IoT environmental monitoring delivers significant operational efficiencies that translate directly into reduced costs. As explained in our previous example, smart waste management systems eliminate unnecessary collection trips and optimize vehicle routes, reducing fuel consumption, vehicle maintenance, and labor hours. Similar efficiencies emerge across other environmental services, from water management to air quality monitoring.

These avoided costs represent perhaps the most significant economic benefit of IoT environmental monitoring, even though they are often less visible than direct operational savings.

Policy-driven environmental sustainability

Governments face increasing pressure to meet ambitious sustainability targets established through national policies and international agreements.

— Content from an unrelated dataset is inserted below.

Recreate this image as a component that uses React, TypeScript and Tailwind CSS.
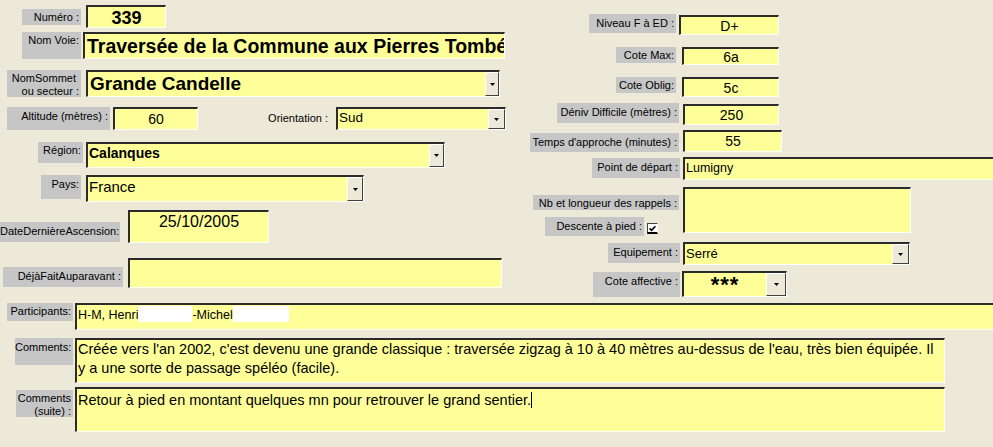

IoT monitoring systems provide the measurement capabilities needed to track progress toward these goals with precision and transparency. When a city implements green infrastructure like urban forests or permeable pavements, sensor networks can measure the resulting changes in temperature, air quality, and stormwater runoff. This capability to calculate what might be called a "sustainability ROI" allows officials to identify the most effective interventions and allocate resources accordingly.

Protection of our Natural Capital

The concept of "Natural Capital" encompasses the world's stock of natural assets—air, water, soil, forests, biodiversity—that provide essential ecosystem services underpinning human wellbeing and economic prosperity.

IoT environmental monitoring gives governments enhanced capabilities to protect these vital resources.

By establishing continuous monitoring of natural systems, governments can detect subtle changes that might indicate emerging threats before visible damage occurs. Applications go from water quality monitoring to biodiversity monitoring, enabling early intervention when natural systems show signs of stress.

This technology essentially gives nature a voice in governance decisions, allowing natural systems to signal problems that might otherwise go unnoticed until significant damage has occurred.

In the following section, we'll explore this natural capital concept in greater depth and examine how IoT monitoring supports its preservation for future generations.

The role of Natural Capital and environmental monitoring

Natural Capital is a vital concept in modern environmental governance. It recognizes that our ecosystems provide valuable services, such as clean air, water and fertile soil, which are essential for human survival and economic prosperity.

By framing these resources in economic terms as "capital," this approach integrates environmental protection into broader wealth management strategies.

Environmental degradation directly diminishes this Natural Capital, creating significant economic and social costs that often emerge only after considerable damage has occurred.

Governments have a duty to preserve and enhance this capital, as it is essential for public well-being, climate resilience and long-term economic stability. IoT environmental monitoring supports Natural Capital preservation in several critical areas:

• Sustainable water use: IoT systems can track water usage and quality, ensuring sustainable resource allocation for agriculture, industry and communities.
• Climate change mitigation: By tracking emissions, environmental pollutants or even deforestation (IoT devices that detect chainsaw sounds), IoT systems support government efforts to meet global climate targets, such as those outlined in the Paris Agreement.
• Waste reduction: Smart waste management systems track material flows through the economy, supporting circular economy principles by identifying opportunities for reuse and recycling.

The road ahead: Action now!

Environmental monitoring has evolved beyond passive measurement of natural phenomena into an active system that transforms data into actionable insights.

Governments that integrate IoT-based monitoring into their policy frameworks gain the capability to manage natural disasters proactively, optimize urban operations efficiently, and protect natural capital effectively—securing a safer future for current and future generations.

Looking forward, governments have a unique opportunity to transition toward integrated "smart city/smart sustainability" approaches.

By investing in IoT-based environmental monitoring, we can achieve three goals at once: supporting economic development through operational efficiencies, enhancing environmental protection through early intervention, and raising public awareness through accessible data.

The transparency created by these systems fosters meaningful collaboration between government agencies, private enterprises, and community organizations. When environmental data becomes accessible and understandable to all stakeholders, it creates a shared foundation of knowledge that enables better collective decisions.

This democratization of environmental information has particular potential to engage younger generations. Collecting data and presenting it in an easy and playful way, could be a great way to engage more children with this topic.

Younger generations that develop environmental literacy through these tools often become powerful advocates within their families, creating ripple effects that extend to parents and grandparents. What begins as a child's interest in environmental data can catalyze significant behavioral changes across multiple generations.

For all these reasons, incorporating IoT into environmental monitoring is no longer a luxury nor an option — it is a necessity.

By safeguarding mother earth through these technologies, we are investing in a future where human well-being and the environment coexist in harmony. As climate challenges intensify, governments that embrace data-driven environmental monitoring will be better equipped to lead us toward a sustainable future and better tackle the environmental challenges that already lie ahead of us.